A startup-friendly PRIDE framework
Founders can think about workplace quality through a simple framework:
- Provide a respectful and stable working environment
- Recognize people for meaningful contributions
- Involve employees in improving the business
- Develop skills and career potential
- Evaluate results and culture continuously
This framework works because it balances people and performance. A great place to work is not one that avoids accountability. It is one where accountability is supported by clarity, fairness, and growth.
Why this matters for new business owners
When you are starting a company, there is always pressure to focus on the urgent tasks: formation, compliance, operations, sales, and cash flow. Those priorities matter. But the workplace you create now will influence how easily the company can scale later.

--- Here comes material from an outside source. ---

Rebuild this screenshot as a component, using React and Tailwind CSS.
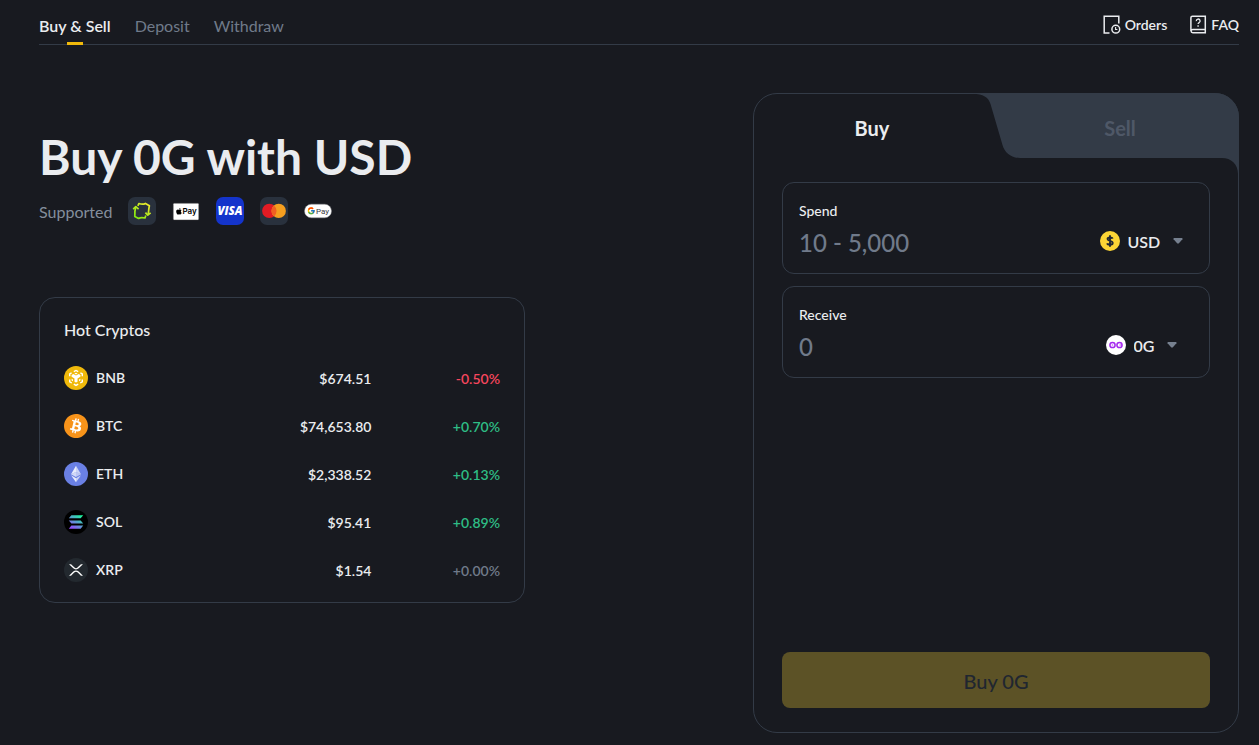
import React from 'react';
import { SiBitcoin } from 'react-icons/si';
import { FaApple } from 'react-icons/fa';
import { FcGoogle } from 'react-icons/fc';

function OrdersIcon() {
  return (
    <svg width="18" height="20" viewBox="0 0 18 20" fill="none" stroke="#EAECEF" strokeWidth="1.5" aria-hidden="true">
      <path d="M6.5 18H1.2V1.3H15.8V8.5" />
      <circle cx="12.8" cy="14.2" r="3.9" />
      <path d="M12.6 12V14.5H14.4" strokeWidth="1.1" />
    </svg>
  );
}

function FaqIcon() {
  return (
    <svg width="18" height="20" viewBox="0 0 18 20" fill="none" stroke="#EAECEF" strokeWidth="1.5" aria-hidden="true">
      <path d="M16.3 14.4H3.8A1.7 1.7 0 0 0 3.8 17.8H16.3V1.3H3.4A1.5 1.5 0 0 0 1.9 2.8V16" />
      <path d="M7.3 6.1A1.9 1.9 0 1 1 10.1 7.6C9.4 8 9.1 8.4 9.1 9.1" strokeWidth="1.3" />
      <path d="M9.1 10.3V11.7" strokeWidth="1.4" />
    </svg>
  );
}

function P2PIcon() {
  return (
    <svg width="28" height="28" viewBox="0 0 28 28" fill="none" role="img" aria-label="P2P">
      <defs>
        <linearGradient id="p2p" x1="20" y1="6" x2="8" y2="22" gradientUnits="userSpaceOnUse">
          <stop stopColor="#F2E92E" />
          <stop offset="1" stopColor="#7BE80E" />
        </linearGradient>
      </defs>
      <rect width="28" height="28" rx="7" fill="#29313D" />
      <g stroke="url(#p2p)" strokeWidth="1.7" strokeLinejoin="round">
        <path d="M9.8 8.8L11 6.5C13.5 7.5 16 7.2 17.4 6.4L21.4 8.8C20.5 12 20.8 15 20 17.8" />
        <path d="M17.4 15.6L19.8 18.2L22.6 15.8" />
        <path d="M17.8 18.6L17 21C14.5 20.4 12 20.6 10.6 21.4L6.8 19.4C6.6 16 6.8 12.8 7.8 10" />
        <path d="M5.2 12.2L7.8 9.6L10.6 12.2" />
      </g>
    </svg>
  );
}

function ApplePayIcon() {
  return (
    <svg width="28" height="28" viewBox="0 0 28 28" role="img" aria-label="Apple Pay">
      <rect x="1.2" y="6.2" width="25.6" height="16.8" rx="1" fill="#fff" stroke="#3b3b3b" strokeWidth="0.5" />
      <FaApple x="3.2" y="10.4" size="7.6" color="#000" />
      <text x="10.4" y="17" fontSize="8" fontWeight="600" fill="#000" fontFamily="Inter, sans-serif">Pay</text>
    </svg>
  );
}

function VisaIcon() {
  return (
    <svg width="28" height="28" viewBox="0 0 28 28" role="img" aria-label="Visa">
      <rect width="28" height="28" rx="7" fill="#1434CB" />
      <text x="14" y="18.2" textAnchor="middle" fontSize="11.5" fontWeight="800" fontStyle="italic" fill="#fff" fontFamily="'Open Sans', sans-serif">VISA</text>
    </svg>
  );
}

function MastercardIcon() {
  return (
    <svg width="28" height="28" viewBox="0 0 28 28" role="img" aria-label="Mastercard">
      <rect width="28" height="28" rx="7" fill="#29313D" />
      <circle cx="9.3" cy="13.9" r="7.2" fill="#E21B24" />
      <circle cx="18.7" cy="13.9" r="7.2" fill="#F59E1F" />
      <path d="M14 8.4a7.2 7.2 0 0 1 0 11a7.2 7.2 0 0 1 0-11Z" fill="#F16022" />
    </svg>
  );
}

function GooglePayIcon() {
  return (
    <svg width="28" height="28" viewBox="0 0 28 28" role="img" aria-label="Google Pay">
      <rect x="0.5" y="7.2" width="27" height="13.6" rx="6.8" fill="#fff" stroke="#8b8d91" strokeWidth="0.5" />
      <FcGoogle x="3" y="9.6" size="8.4" />
      <text x="12" y="16.8" fontSize="8" fontWeight="400" fill="#3c4043" fontFamily="Roboto, sans-serif">Pay</text>
    </svg>
  );
}

function BnbIcon() {
  return (
    <svg width="24" height="24" viewBox="0 0 24 24" fill="none" aria-hidden="true">
      <circle cx="12" cy="12" r="12" fill="#F0B90B" />
      <path d="M9.8 5.7L12 4.5L14.2 5.7M16.4 6.9L18.3 8V10.2M18.3 13.4V15.8L16.2 17M14.2 18.2L12 19.4L9.8 18.2M7.8 17L5.7 15.8V13.4M5.7 10.2V8L7.6 6.9" stroke="#fff" strokeWidth="1.4" />
      <path d="M7.6 9L9.3 8.1L12 9.6L14.7 8.1L16.4 9V10.8L13.5 12.5V15.7L12 16.6L10.5 15.7V12.5L7.6 10.8Z" fill="#fff" />
      <path d="M10.4 7.6L12 6.7L13.6 7.6L12 8.5ZM7.6 12.7L9 13.5V15.2L7.6 14.4ZM16.4 12.7L15 13.5V15.2L16.4 14.4Z" fill="#fff" />
    </svg>
  );
}

function BtcIcon() {
  return (
    <svg width="24" height="24" viewBox="0 0 24 24" aria-hidden="true">
      <circle cx="12" cy="12" r="11" fill="#fff" />
      <SiBitcoin size="24" color="#F7931A" />
    </svg>
  );
}

function EthIcon() {
  return (
    <svg width="24" height="24" viewBox="0 0 24 24" aria-hidden="true">
      <circle cx="12" cy="12" r="12" fill="#6A80E4" />
      <path d="M12 3.8V9.9L7 12.2Z" fill="#fff" fillOpacity="0.85" />
      <path d="M12 3.8V9.9L17 12.2Z" fill="#fff" fillOpacity="0.65" />
      <path d="M12 9.9V15.1L7 12.2Z" fill="#fff" fillOpacity="0.7" />
      <path d="M12 9.9V15.1L17 12.2Z" fill="#fff" fillOpacity="0.55" />
      <path d="M12 16.2V20.2L7 13.3Z" fill="#fff" fillOpacity="0.85" />
      <path d="M12 16.2V20.2L17 13.3Z" fill="#fff" fillOpacity="0.65" />
    </svg>
  );
}

function SolIcon() {
  return (
    <svg width="24" height="24" viewBox="0 0 24 24" aria-hidden="true">
      <defs>
        <linearGradient id="sol" x1="17" y1="5" x2="7" y2="19" gradientUnits="userSpaceOnUse">
          <stop stopColor="#19FB9B" />
          <stop offset="0.5" stopColor="#5B9BD0" />
          <stop offset="1" stopColor="#9945FF" />
        </linearGradient>
      </defs>
      <circle cx="12" cy="12" r="12" fill="#000" />
      <path d="M7.4 5.2H19.2L16.7 8.3H4.8ZM4.8 10.4H16.7L19.2 13.5H7.4ZM7.4 15.6H19.2L16.7 18.7H4.8Z" fill="url(#sol)" />
    </svg>
  );
}

function XrpIcon() {
  return (
    <svg width="24" height="24" viewBox="0 0 24 24" aria-hidden="true">
      <circle cx="12" cy="12" r="12" fill="#23292F" />
      <g transform="translate(5 6.2) scale(0.0273)" fill="#fff">
        <path d="M437 0h74L357 152.48c-55.77 55.19-146.19 55.19-202 0L.94 0H75l117 115.83a91.11 91.11 0 0 0 127.91 0Z" />
        <path d="M74.05 424H0l155-153.42c55.77-55.19 146.19-55.19 202 0L512 424h-74L320 307.23a91.11 91.11 0 0 0-127.91 0Z" />
      </g>
    </svg>
  );
}

function UsdIcon() {
  return (
    <svg width="20" height="20" viewBox="0 0 20 20" fill="none" aria-hidden="true">
      <circle cx="10" cy="10" r="10" fill="#FCD535" />
      <path d="M12.7 7.6C12.3 6.4 7.5 5.7 7.5 8.1C7.5 10.4 12.7 9.2 12.7 11.9C12.7 14.3 7.6 14 7.2 12.2M10 4.3V15.7" stroke="#202630" strokeWidth="1.9" />
    </svg>
  );
}

function ZeroGIcon() {
  return (
    <svg width="20" height="20" viewBox="0 0 20 20" fill="none" aria-hidden="true">
      <circle cx="10" cy="10" r="10" fill="#fff" />
      <g stroke="#A428EE" strokeWidth="1.5">
        <circle cx="6.5" cy="10" r="2.6" />
        <circle cx="13.5" cy="10" r="2.6" />
        <path d="M5.8 10H7.2M13.5 10H16" strokeWidth="0.9" />
      </g>
    </svg>
  );
}

const COINS = [
  { name: 'BNB', price: '$674.51', change: '-0.50%', tone: 'text-[#F6465D]', Icon: BnbIcon },
  { name: 'BTC', price: '$74,653.80', change: '+0.70%', tone: 'text-[#2EBD85]', Icon: BtcIcon },
  { name: 'ETH', price: '$2,338.52', change: '+0.13%', tone: 'text-[#2EBD85]', Icon: EthIcon },
  { name: 'SOL', price: '$95.41', change: '+0.89%', tone: 'text-[#2EBD85]', Icon: SolIcon },
  { name: 'XRP', price: '$1.54', change: '+0.00%', tone: 'text-[#707A8A]', Icon: XrpIcon },
];

function Header() {
  return (
    <header className="flex justify-between border-b border-[#333B47]">
      <nav className="flex gap-6 text-base">
        <a href="#buy-sell" aria-current="page" className="relative flex h-11 items-center pt-2 font-semibold">
          Buy &amp; Sell
          <span className="absolute -bottom-px left-1/2 h-[3px] w-4 -translate-x-1/2 bg-[#F0B90B]" />
        </a>
        <a href="#deposit" className="flex h-11 items-center pt-2 text-[#707A8A]">Deposit</a>
        <a href="#withdraw" className="flex h-11 items-center pt-2 text-[#707A8A]">Withdraw</a>
      </nav>
      <div className="flex gap-[22px] text-sm font-semibold">
        <a href="#orders" className="flex h-11 items-center gap-1 pt-1.5"><OrdersIcon />Orders</a>
        <a href="#faq" className="flex h-11 items-center gap-1 pt-1.5"><FaqIcon />FAQ</a>
      </div>
    </header>
  );
}

function HotCryptos() {
  return (
    <section className="mt-18 rounded-2xl border border-[#333B47] px-6 pt-5 pb-2">
      <h2 className="mb-3 text-base leading-6 font-medium">Hot Cryptos</h2>
      <table className="w-full table-fixed text-sm font-semibold">
        <tbody>
          {COINS.map(({ name, price, change, tone, Icon }) => (
            <tr key={name} className="h-12">
              <th scope="row" className="w-[41%] p-0 text-left font-semibold">
                <span className="flex items-center gap-2"><Icon />{name}</span>
              </th>
              <td className="p-0 pt-0.5 text-right">{price}</td>
              <td className={`p-0 pt-0.5 text-right ${tone}`}>{change}</td>
            </tr>
          ))}
        </tbody>
      </table>
    </section>
  );
}

function AmountField({ id, label, placeholder, currency, Icon }) {
  return (
    <div className="flex items-end rounded-xl border border-[#333B47] pt-4 pb-3.5 pl-4">
      <div className="min-w-0 flex-1">
        <label htmlFor={id} className="block text-sm leading-6 font-medium">{label}</label>
        <input id={id} type="text" inputMode="decimal" placeholder={placeholder} className="mt-1 block h-8 w-full bg-transparent text-2xl font-medium outline-none placeholder:text-[#707A8A]" />
      </div>
      <div className="flex h-9 w-[136px] items-center justify-center text-base font-semibold">
        <Icon />
        <select aria-label={`${label} currency`} defaultValue={currency} className="ml-2 appearance-none bg-transparent pt-0.5 outline-none">
          <option>{currency}</option>
        </select>
        <svg width="10" height="6" viewBox="0 0 10 6" className="ml-3" aria-hidden="true">
          <path d="M0.6 0H9.4V1.2L5.7 5.4H4.3L0.6 1.2Z" fill="#76808F" />
        </svg>
      </div>
    </div>
  );
}

function TradePanel() {
  return (
    <section className="relative flex min-h-[640px] w-[40.5%] flex-col rounded-3xl border border-[#333B47]">
      <svg width="266" height="81" viewBox="0 0 266 81" className="absolute -top-px -right-px" aria-hidden="true">
        <path d="M0 0H242A24 24 0 0 1 266 24V81H265C265 71 258 65 249 65H47C38 65 31.5 59.5 29.5 52L17.5 11C15.5 4.5 10 0.8 0 0.8Z" fill="#333B47" />
      </svg>
      <div role="tablist" className="relative flex h-17 gap-3 text-xl">
        <button type="button" role="tab" aria-selected="true" className="flex-1 font-bold">Buy</button>
        <button type="button" role="tab" aria-selected="false" className="flex-1 font-bold text-[#4F5867]">Sell</button>
      </div>
      <form className="flex flex-1 flex-col gap-3 px-7 pt-5 pb-6" onSubmit={(e) => e.preventDefault()}>
        <AmountField id="spend" label="Spend" placeholder="10 - 5,000" currency="USD" Icon={UsdIcon} />
        <AmountField id="receive" label="Receive" placeholder="0" currency="0G" Icon={ZeroGIcon} />
        <button type="submit" disabled className="mt-auto h-14 rounded-lg bg-[#5C5226] pt-0.5 text-xl font-medium text-[#202630]">Buy 0G</button>
      </form>
    </section>
  );
}

export default function App() {
  return (
    <div className="min-h-screen bg-[#181A20] pr-5 pb-3 pl-[39px] font-['Lato','Open_Sans',sans-serif] text-[#EAECEF]">
      <Header />
      <main className="mt-12 flex items-start justify-between">
        <div className="w-[40.5%] pt-8">
          <h1 className="text-5xl leading-[64px] font-bold whitespace-nowrap">Buy 0G with USD</h1>
          <div className="mt-2 flex items-center gap-4">
            <span className="pt-0.5 text-base text-[#848E9C]">Supported</span>
            <P2PIcon />
            <ApplePayIcon />
            <VisaIcon />
            <MastercardIcon />
            <GooglePayIcon />
          </div>
          <HotCryptos />
        </div>
        <TradePanel />
      </main>
    </div>
  );
}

A business formed today can still build a strong culture from day one. That means establishing thoughtful policies, choosing managers carefully, and setting standards that reflect the kind of company you want to become.
Zenind supports entrepreneurs through the business formation process so founders can build on a solid legal foundation. From there, the day-to-day culture becomes part of the long-term strategy for stability and growth.
Final thoughts
The best places to work are rarely built by accident. They are shaped by leaders who understand that people, systems, and performance are connected. A startup that invests early in communication, recognition, development, and measurement gives itself a real advantage.
If you want your company to attract strong talent and keep it, start with the basics: build trust, set clear expectations, and create an environment where people can do their best work. Over time, that approach becomes more than culture. It becomes one of the company’s most valuable assets.